I find this piece utterly brilliant, as I love moving art and could sit and just watch people's reactions and responses to the crashing, eery sounding beast. I love the way she pokes fun and misuses a grand piano almost as if a subversive gesture toward the German high Romantic tradition and the grandeur surrounding musicians such as Beethoven or Brahms. I am fond of the way she makes her works highly subjective and as a show in a theatre, not of a gallery. She makes this leap from art to theatre by using electrical mechanisms to bring to erratic, quirky life a whole host of object from battered suit cases to ostrich feather fans.

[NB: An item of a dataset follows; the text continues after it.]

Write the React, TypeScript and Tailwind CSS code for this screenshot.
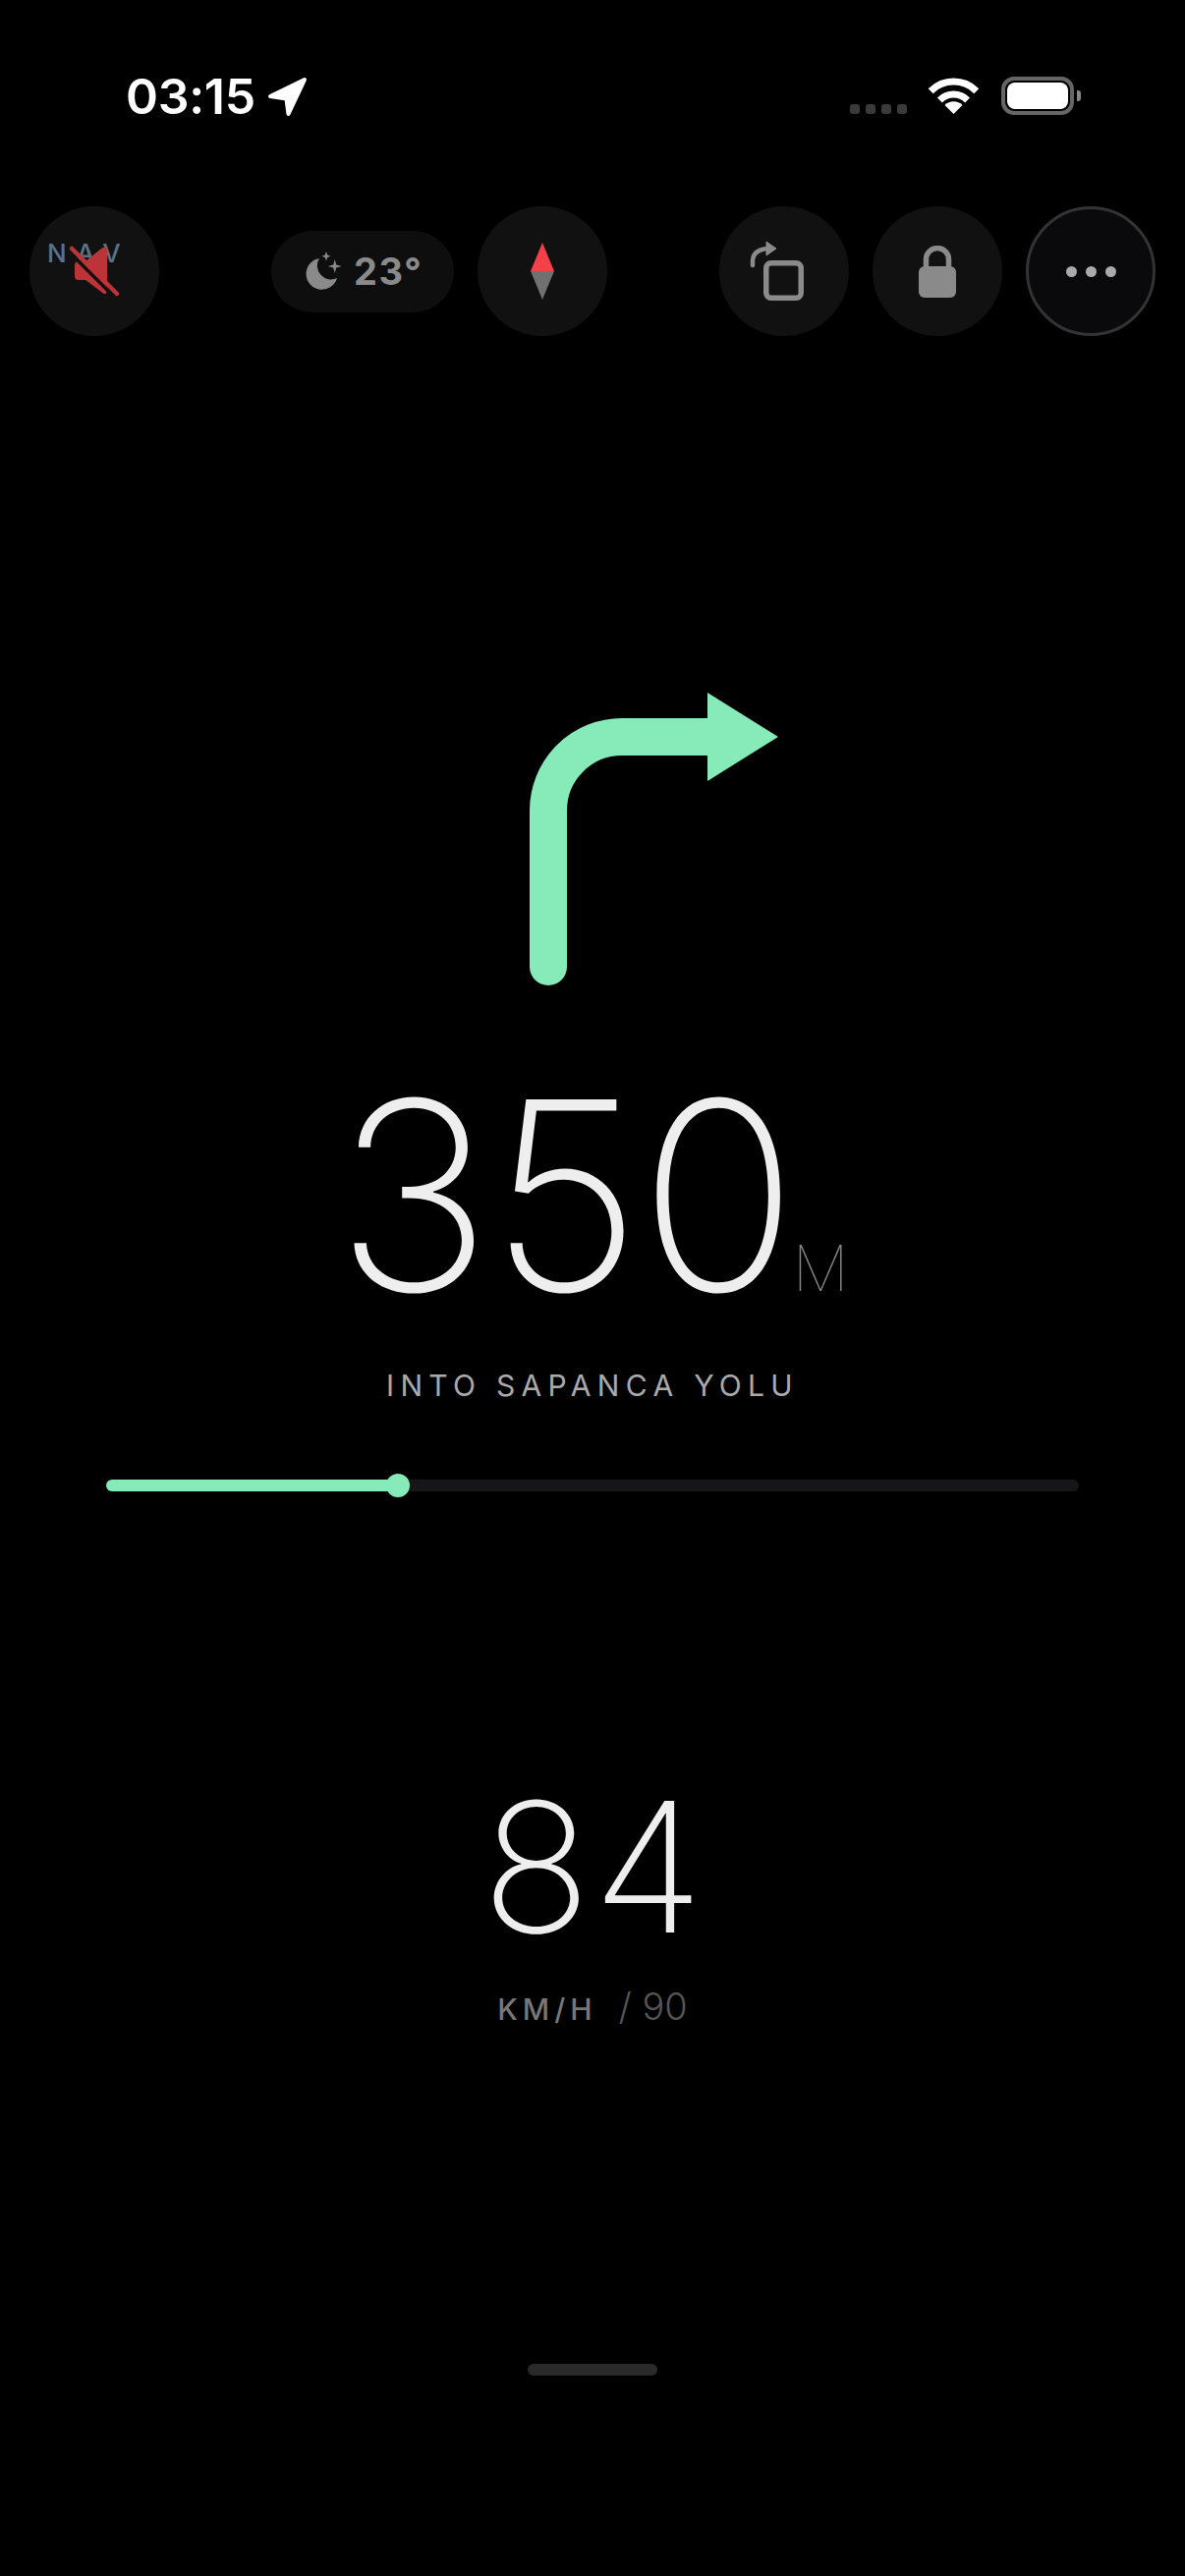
import React from 'react';

const font = { fontFamily: 'Inter, sans-serif' };

const RoundButton: React.FC<{ children: React.ReactNode; outlined?: boolean }> = ({ children, outlined }) => (
  <div
    className={`relative flex h-[132px] w-[132px] shrink-0 items-center justify-center rounded-full ${
      outlined ? 'border-[3px] border-[#333335] bg-[#0a0a0c]' : 'bg-[#111111]'
    }`}
  >
    {children}
  </div>
);

const StatusBar: React.FC = () => (
  <div className="flex h-[210px] items-start justify-between pl-[128px] pr-[106px] pt-[70px]">
    <div className="flex items-center gap-[12px]">
      <span className="text-[50px] font-semibold leading-[56px] tracking-[-0.3px] text-white">03:15</span>
      <svg width="41" height="41" viewBox="0 0 40 40">
        <path d="M37 3 L3 19.5 L19 22 L21 37 Z" fill="#fff" stroke="#fff" strokeWidth="4" strokeLinejoin="round" />
      </svg>
    </div>
    <div className="flex items-start pt-[8px]">
      <div className="mt-[28px] flex gap-[6px]">
        <div className="h-[10px] w-[10px] rounded-[3px] bg-[#3a3a3a]" />
        <div className="h-[10px] w-[10px] rounded-[3px] bg-[#3a3a3a]" />
        <div className="h-[10px] w-[10px] rounded-[3px] bg-[#3a3a3a]" />
        <div className="h-[10px] w-[10px] rounded-[3px] bg-[#3a3a3a]" />
      </div>
      <svg className="ml-[22px] mt-[1px]" width="51" height="37" viewBox="0 0 51 37">
        <path d="M2.2 13.7 A33 33 0 0 1 48.8 13.7" fill="none" stroke="#fff" strokeWidth="7" />
        <path d="M11.4 22.9 A20 20 0 0 1 39.6 22.9" fill="none" stroke="#fff" strokeWidth="7" />
        <path d="M25.5 37 L16.5 28 A12.7 12.7 0 0 1 34.5 28 Z" fill="#fff" />
      </svg>
      <div className="ml-[23px] flex items-center">
        <div className="h-[39px] w-[74px] rounded-[13px] border-[4px] border-[#666666] p-[2px]">
          <div className="h-full w-full rounded-[8px] bg-white" />
        </div>
        <div className="ml-[3px] h-[11px] w-[4px] rounded-r-[3px] bg-[#888888]" />
      </div>
    </div>
  </div>
);

const TopControls: React.FC = () => (
  <div className="flex items-center justify-between px-[30px]">
    <RoundButton>
      <span className="absolute left-[18px] top-[33px] text-[26px] font-medium leading-[30px] tracking-[10px] text-[#5b7189]">
        NAV
      </span>
      <svg className="absolute left-0 top-0" width="132" height="132" viewBox="0 0 132 132">
        <path
          d="M46 60 Q46 56 50 56 L57 56 L73 43 Q79 39 79 45 L79 79 L78 89 Q76 90 73 87 L57 75 L50 75 Q46 75 46 71 Z"
          fill="#bb3438"
        />
        <line x1="38" y1="44" x2="84" y2="90" stroke="#111111" strokeWidth="3.5" />
        <line x1="43" y1="43" x2="89" y2="89" stroke="#bb3438" strokeWidth="4.5" strokeLinecap="round" />
      </svg>
    </RoundButton>
    <div className="flex items-center gap-[24px]">
      <div className="flex h-[83px] w-[186px] items-center gap-[12px] rounded-full bg-[#0e0e0e] pl-[34px]">
        <svg width="38" height="40" viewBox="0 0 38 40">
          <path d="M15 7 A16 16 0 1 0 33 27 A14 14 0 0 1 15 7 Z" fill="#8a8a8a" />
          <path d="M22 0 L23.2 3.5 L26.5 4.7 L23.2 5.9 L22 9.4 L20.8 5.9 L17.5 4.7 L20.8 3.5 Z" fill="#8a8a8a" />
          <path d="M30.7 8 L32.2 13.5 L37.7 15 L32.2 16.5 L30.7 22 L29.2 16.5 L23.7 15 L29.2 13.5 Z" fill="#8a8a8a" />
        </svg>
        <span className="text-[38px] font-bold leading-none tracking-[1.5px] text-[#8a8a8a]">23°</span>
      </div>
      <RoundButton>
        <svg width="24" height="58" viewBox="0 0 24 58">
          <path d="M12 0 L24 29 L0 29 Z" fill="#f5404a" />
          <path d="M0 29 L24 29 L12 58 Z" fill="#707070" />
        </svg>
      </RoundButton>
    </div>
    <div className="flex items-center gap-[24px]">
      <RoundButton>
        <svg className="absolute left-0 top-0" width="132" height="132" viewBox="0 0 132 132">
          <rect x="47.75" y="57.75" width="35.5" height="35.5" rx="5" fill="none" stroke="#8a8a8a" strokeWidth="5.5" />
          <path d="M34 60 L34 56 Q34 44 50 43" fill="none" stroke="#8a8a8a" strokeWidth="4.5" strokeLinecap="round" />
          <path d="M48 36 L58 43 L48 50 Z" fill="#8a8a8a" stroke="#8a8a8a" strokeWidth="1" strokeLinejoin="round" />
        </svg>
      </RoundButton>
      <RoundButton>
        <svg width="38" height="53" viewBox="0 0 38 53">
          <path d="M7.5 24 V14 A11.5 11.5 0 0 1 30.5 14 V24" fill="none" stroke="#8a8a8a" strokeWidth="5.5" />
          <rect x="0" y="21" width="38" height="32" rx="6" fill="#8a8a8a" />
        </svg>
      </RoundButton>
      <RoundButton outlined>
        <div className="flex gap-[9px]">
          <div className="h-[11px] w-[11px] rounded-full bg-[#aaaaaa]" />
          <div className="h-[11px] w-[11px] rounded-full bg-[#aaaaaa]" />
          <div className="h-[11px] w-[11px] rounded-full bg-[#aaaaaa]" />
        </div>
      </RoundButton>
    </div>
  </div>
);

export default function App() {
  return (
    <div className="flex min-h-[2622px] w-[1206px] flex-col bg-black" style={font}>
      <StatusBar />
      <TopControls />

      {/* Turn arrow */}
      <svg className="ml-[539px] mt-[363px] shrink-0" width="254" height="298" viewBox="0 0 254 298">
        <path d="M19 279 V120 A75 75 0 0 1 94 45 H190" fill="none" stroke="#86ebb8" strokeWidth="38" strokeLinecap="round" />
        <path d="M181 0 L253 45 L181 90 Z" fill="#86ebb8" />
      </svg>

      {/* Distance */}
      <div className="mt-[99px] flex h-[230px] items-baseline justify-center pr-[1px]">
        <span className="text-[268px] font-extralight leading-[230px] tracking-[-2.5px] text-[#eeeeee]">350</span>
        <span className="ml-[-3px] text-[64px] font-thin leading-none text-[#888888]">M</span>
      </div>
      <div className="mt-[60px] text-center text-[30px] font-normal leading-[36px] tracking-[6.3px] text-[#aaaaaa]">
        INTO SAPANCA YOLU
      </div>

      {/* Progress */}
      <div className="relative mx-[108px] mt-[78px] h-[12px] rounded-full bg-[#161618]">
        <div className="h-full w-[30%] rounded-full bg-[#86ebb8]" />
        <div className="absolute left-[285px] top-[-6px] h-[24px] w-[24px] rounded-full bg-[#86ebb8]" />
      </div>

      {/* Speed */}
      <div className="mt-[302px] pl-[2px] text-center text-[184px] font-extralight leading-[160px] tracking-[2px] text-[#eeeeee]">
        84
      </div>
      <div className="mt-[43px] flex items-baseline justify-center gap-[22px]">
        <span className="text-[30px] font-medium leading-none tracking-[5px] text-[#777777]">KM/H</span>
        <span className="text-[38px] font-light leading-none text-[#555555]">/ 90</span>
      </div>

      {/* Home indicator */}
      <div className="mx-auto mt-[345px] h-[12px] w-[132px] rounded-full bg-[#2a2a2a]" />
    </div>
  );
}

She has a nostalgic fascination with obsolescence which means that she uses things that are no longer functional and antiquated, for example opera glasses are used in one of her sculptures.
T8modern Jenny Holzer
Truism was the first of Holzer's public text works. I find it fascinating to use the modern electronics of LED sign writing applied to the power of the written word. Phrases such as 'FREEDOM IS A LUXURY NOT A NECESSITY or 'GIVING FREE REIN TO YOUR EMOTIONS IS AN HONEST WAY TO LIVE' have a neutral tone without any identifying authorial characteristics; it is as if they have always existed. The reason why I appreciate this artist so much for this rather simple shop-front accessory is that I believe sometimes text can speak louder than pictures and these phrases makes this piece a thought provoking and highly diverse one.
Conclusion
I believe that the Tate Modern is the most interesting gallery in London. I spent many a happy hour sitting reading as I overlooked the Thames from a view-point. I have seen these artists and have found their work very intriguing and enjoyable. I hope to use some of the techniques, styles and methods discussed in my own art work and hope to create some very well-thought-out and interesting work.